— START Dataset section —

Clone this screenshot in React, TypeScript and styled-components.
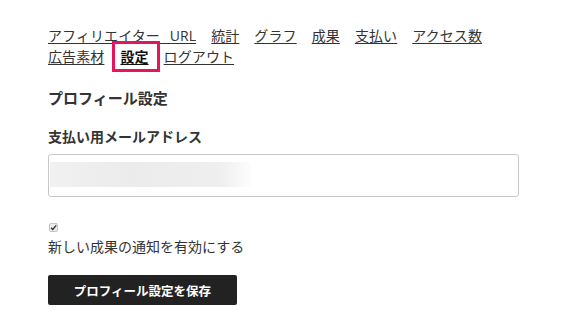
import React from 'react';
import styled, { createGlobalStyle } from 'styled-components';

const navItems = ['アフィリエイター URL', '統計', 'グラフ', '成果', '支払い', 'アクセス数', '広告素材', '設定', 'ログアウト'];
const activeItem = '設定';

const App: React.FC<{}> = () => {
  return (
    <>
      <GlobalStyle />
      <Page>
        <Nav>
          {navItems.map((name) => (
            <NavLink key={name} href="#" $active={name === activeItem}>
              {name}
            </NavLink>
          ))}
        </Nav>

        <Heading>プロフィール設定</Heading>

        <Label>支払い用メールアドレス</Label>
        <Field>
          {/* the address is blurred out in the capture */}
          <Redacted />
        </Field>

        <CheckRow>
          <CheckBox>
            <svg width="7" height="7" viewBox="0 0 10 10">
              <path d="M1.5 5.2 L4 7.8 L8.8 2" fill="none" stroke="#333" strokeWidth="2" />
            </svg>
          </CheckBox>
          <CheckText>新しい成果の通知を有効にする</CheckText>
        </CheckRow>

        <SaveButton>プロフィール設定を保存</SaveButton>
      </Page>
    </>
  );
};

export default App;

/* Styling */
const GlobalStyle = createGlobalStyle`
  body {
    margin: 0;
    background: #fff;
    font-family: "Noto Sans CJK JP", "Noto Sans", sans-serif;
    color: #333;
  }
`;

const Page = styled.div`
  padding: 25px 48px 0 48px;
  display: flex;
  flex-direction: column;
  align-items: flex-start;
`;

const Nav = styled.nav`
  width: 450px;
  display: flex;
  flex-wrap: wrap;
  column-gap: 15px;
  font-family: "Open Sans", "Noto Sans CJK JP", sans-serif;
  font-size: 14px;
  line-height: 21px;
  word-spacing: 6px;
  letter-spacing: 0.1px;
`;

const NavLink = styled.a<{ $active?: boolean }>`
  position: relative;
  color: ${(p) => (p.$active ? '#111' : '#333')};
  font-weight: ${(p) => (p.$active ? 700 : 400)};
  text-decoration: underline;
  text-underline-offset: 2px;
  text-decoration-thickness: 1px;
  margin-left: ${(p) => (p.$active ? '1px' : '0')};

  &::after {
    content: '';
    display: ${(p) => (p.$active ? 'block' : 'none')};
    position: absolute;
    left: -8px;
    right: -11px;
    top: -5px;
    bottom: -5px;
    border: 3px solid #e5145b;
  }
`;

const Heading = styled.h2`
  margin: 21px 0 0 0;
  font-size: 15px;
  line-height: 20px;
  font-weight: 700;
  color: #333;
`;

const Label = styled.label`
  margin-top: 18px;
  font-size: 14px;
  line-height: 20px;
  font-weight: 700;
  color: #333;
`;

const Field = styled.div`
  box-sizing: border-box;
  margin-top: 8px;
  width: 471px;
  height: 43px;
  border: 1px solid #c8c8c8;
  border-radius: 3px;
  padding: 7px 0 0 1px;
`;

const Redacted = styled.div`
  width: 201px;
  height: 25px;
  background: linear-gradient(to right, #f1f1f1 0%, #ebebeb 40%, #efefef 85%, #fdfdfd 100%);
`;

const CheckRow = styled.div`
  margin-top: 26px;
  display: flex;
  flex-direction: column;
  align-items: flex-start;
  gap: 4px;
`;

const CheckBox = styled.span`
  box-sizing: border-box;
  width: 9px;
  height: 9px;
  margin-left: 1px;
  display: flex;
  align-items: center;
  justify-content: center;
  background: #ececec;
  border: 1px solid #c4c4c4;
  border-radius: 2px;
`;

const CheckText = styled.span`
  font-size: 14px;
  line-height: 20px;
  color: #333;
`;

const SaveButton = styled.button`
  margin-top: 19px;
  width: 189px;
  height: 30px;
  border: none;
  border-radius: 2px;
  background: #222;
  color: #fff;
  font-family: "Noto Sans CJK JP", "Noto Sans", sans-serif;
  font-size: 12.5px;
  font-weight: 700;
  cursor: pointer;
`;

— END Dataset section —

# Job
Send back the data above word for word, with the pictures left out.

# Task solution
Clone this screenshot in React, TypeScript and styled-components.
import React from 'react';
import styled, { createGlobalStyle } from 'styled-components';

const navItems = ['アフィリエイター URL', '統計', 'グラフ', '成果', '支払い', 'アクセス数', '広告素材', '設定', 'ログアウト'];
const activeItem = '設定';

const App: React.FC<{}> = () => {
  return (
    <>
      <GlobalStyle />
      <Page>
        <Nav>
          {navItems.map((name) => (
            <NavLink key={name} href="#" $active={name === activeItem}>
              {name}
            </NavLink>
          ))}
        </Nav>

        <Heading>プロフィール設定</Heading>

        <Label>支払い用メールアドレス</Label>
        <Field>
          {/* the address is blurred out in the capture */}
          <Redacted />
        </Field>

        <CheckRow>
          <CheckBox>
            <svg width="7" height="7" viewBox="0 0 10 10">
              <path d="M1.5 5.2 L4 7.8 L8.8 2" fill="none" stroke="#333" strokeWidth="2" />
            </svg>
          </CheckBox>
          <CheckText>新しい成果の通知を有効にする</CheckText>
        </CheckRow>

        <SaveButton>プロフィール設定を保存</SaveButton>
      </Page>
    </>
  );
};

export default App;

/* Styling */
const GlobalStyle = createGlobalStyle`
  body {
    margin: 0;
    background: #fff;
    font-family: "Noto Sans CJK JP", "Noto Sans", sans-serif;
    color: #333;
  }
`;

const Page = styled.div`
  padding: 25px 48px 0 48px;
  display: flex;
  flex-direction: column;
  align-items: flex-start;
`;

const Nav = styled.nav`
  width: 450px;
  display: flex;
  flex-wrap: wrap;
  column-gap: 15px;
  font-family: "Open Sans", "Noto Sans CJK JP", sans-serif;
  font-size: 14px;
  line-height: 21px;
  word-spacing: 6px;
  letter-spacing: 0.1px;
`;

const NavLink = styled.a<{ $active?: boolean }>`
  position: relative;
  color: ${(p) => (p.$active ? '#111' : '#333')};
  font-weight: ${(p) => (p.$active ? 700 : 400)};
  text-decoration: underline;
  text-underline-offset: 2px;
  text-decoration-thickness: 1px;
  margin-left: ${(p) => (p.$active ? '1px' : '0')};

  &::after {
    content: '';
    display: ${(p) => (p.$active ? 'block' : 'none')};
    position: absolute;
    left: -8px;
    right: -11px;
    top: -5px;
    bottom: -5px;
    border: 3px solid #e5145b;
  }
`;

const Heading = styled.h2`
  margin: 21px 0 0 0;
  font-size: 15px;
  line-height: 20px;
  font-weight: 700;
  color: #333;
`;

const Label = styled.label`
  margin-top: 18px;
  font-size: 14px;
  line-height: 20px;
  font-weight: 700;
  color: #333;
`;

const Field = styled.div`
  box-sizing: border-box;
  margin-top: 8px;
  width: 471px;
  height: 43px;
  border: 1px solid #c8c8c8;
  border-radius: 3px;
  padding: 7px 0 0 1px;
`;

const Redacted = styled.div`
  width: 201px;
  height: 25px;
  background: linear-gradient(to right, #f1f1f1 0%, #ebebeb 40%, #efefef 85%, #fdfdfd 100%);
`;

const CheckRow = styled.div`
  margin-top: 26px;
  display: flex;
  flex-direction: column;
  align-items: flex-start;
  gap: 4px;
`;

const CheckBox = styled.span`
  box-sizing: border-box;
  width: 9px;
  height: 9px;
  margin-left: 1px;
  display: flex;
  align-items: center;
  justify-content: center;
  background: #ececec;
  border: 1px solid #c4c4c4;
  border-radius: 2px;
`;

const CheckText = styled.span`
  font-size: 14px;
  line-height: 20px;
  color: #333;
`;

const SaveButton = styled.button`
  margin-top: 19px;
  width: 189px;
  height: 30px;
  border: none;
  border-radius: 2px;
  background: #222;
  color: #fff;
  font-family: "Noto Sans CJK JP", "Noto Sans", sans-serif;
  font-size: 12.5px;
  font-weight: 700;
  cursor: pointer;
`;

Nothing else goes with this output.